A VTIT is a person registered with the Board who may perform the tasks of a veterinary technician under the immediate supervision of a supervising veterinarian or licensed veterinary technician. The VTIT registrant must be a fourth-year student enrolled in a 4-year program or a second-year student enrolled in a 2-year program that is accredited by the AVMA. Additionally, a VTIT can be registered if he/she has completed a Bachelor of Science in an animal science related field. If a VTIT has a BS, they are required to obtain 4,000 hours of supervised clinical experience to fulfill the educational requirement for LVT licensure. Please see the VTIT application page for more information.

How is a veterinary technician in training (VTIT) different than a licensed veterinary technician (LVT)?

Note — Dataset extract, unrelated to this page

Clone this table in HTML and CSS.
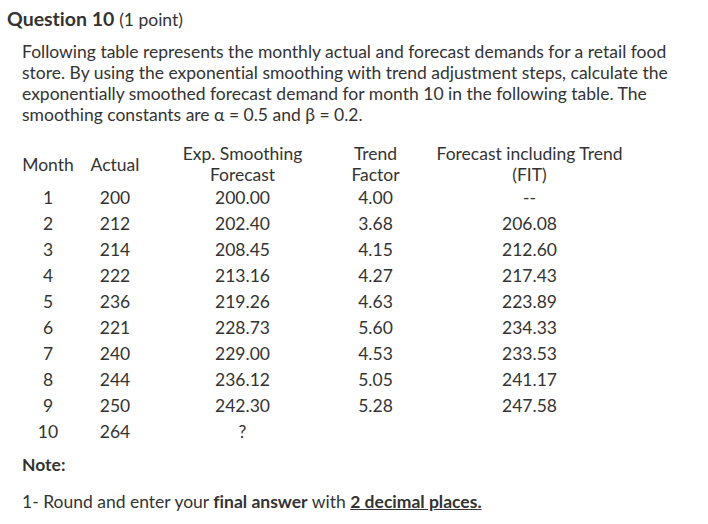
FILE: index.html
```html
<!DOCTYPE html>
<html>
<head>
<meta charset="utf-8">
<link rel="stylesheet" href="styles.css">
</head>
<body>
<div class="page">
  <h2 class="qtitle">Question 10 <span class="pts">(1 point)</span></h2>
  <div class="qbody">
    <p class="intro">Following table represents the monthly actual and forecast demands for a retail food store. By using the exponential smoothing with trend adjustment steps, calculate the exponentially smoothed forecast demand for month 10 in the following table. The smoothing constants are α = 0.5 and β = 0.2.</p>
    <table class="data">
      <thead>
        <tr><th class="c-month">Month</th><th class="c-act">Actual</th><th class="c-exp">Exp. Smoothing<br>Forecast</th><th class="c-tr">Trend<br>Factor</th><th class="c-fit">Forecast including Trend<br>(FIT)</th></tr>
      </thead>
      <tbody>
        <tr><td>1</td><td>200</td><td>200.00</td><td>4.00</td><td>--</td></tr>
        <tr><td>2</td><td>212</td><td>202.40</td><td>3.68</td><td>206.08</td></tr>
        <tr><td>3</td><td>214</td><td>208.45</td><td>4.15</td><td>212.60</td></tr>
        <tr><td>4</td><td>222</td><td>213.16</td><td>4.27</td><td>217.43</td></tr>
        <tr><td>5</td><td>236</td><td>219.26</td><td>4.63</td><td>223.89</td></tr>
        <tr><td>6</td><td>221</td><td>228.73</td><td>5.60</td><td>234.33</td></tr>
        <tr><td>7</td><td>240</td><td>229.00</td><td>4.53</td><td>233.53</td></tr>
        <tr><td>8</td><td>244</td><td>236.12</td><td>5.05</td><td>241.17</td></tr>
        <tr><td>9</td><td>250</td><td>242.30</td><td>5.28</td><td>247.58</td></tr>
        <tr><td>10</td><td>264</td><td>?</td><td></td><td></td></tr>
      </tbody>
    </table>
    <p class="note">Note:</p>
    <p class="rule">1- Round and enter your <b>final answer</b> with <b class="u">2 decimal places.</b></p>
  </div>
</div>
</body>
</html>
```
FILE: styles.css
```css
html, body { margin: 0; padding: 0; background: #fff; }
body { font-family: Lato, "Noto Sans", sans-serif; color: #333; font-variant-ligatures: none; }
.page { padding: 7px 0 0 7px; }
.qtitle { margin: 0; font-size: 19.5px; font-weight: 700; line-height: 24px; }
.qtitle .pts { font-weight: 400; font-size: 17.5px; }
.qbody { padding: 9px 0 0 15px; font-size: 17.5px; line-height: 21px; }
.intro { margin: 0; width: 676px; }
.data { border-collapse: collapse; margin-top: 18px; }
.data th { font-weight: 400; line-height: 21px; padding: 0; text-align: center; vertical-align: middle; }
.data td { padding: 0; height: 26px; text-align: center; line-height: 26px; }
.c-month { width: 52px; }
.c-act { width: 82px; }
.c-exp { width: 173px; }
.c-tr { width: 93px; }
.c-fit { width: 215px; }
.note { margin: 9px 0 0; font-weight: 700; }
.rule { margin: 16px 0 0; }
.u { text-decoration: underline; }
```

A VTIT can perform the same scope of practice as an LVT, but all activities must be done under the immediate supervision of a licensed veterinarian.

How long does it take to get licensed?

The Board and its administrative staff strive to expedite the licensure process. Once applications are complete, the office staff will issue a license by mail within 3-5 business days. The issuance of the license will also be accompanied by an email with your licensure information which can be used to practice until the paper license arrives by mail.

What qualifies as an ‘official’ document?

Depending on the document, an official document generally means that it is being provided directly from the issuing institution. The following documents must be official in order to fulfill the application requirement:

 

Transcripts: must be sent (emailed or mailed) directly from the issuing school by mail or email

Test scores: must be sent (emailed or mailed) directly to the Board office from the test administrators (AAVSB or ICVA)

Letters of Good standing: must be sent directly from the issuing state by mail or email from the issuing state.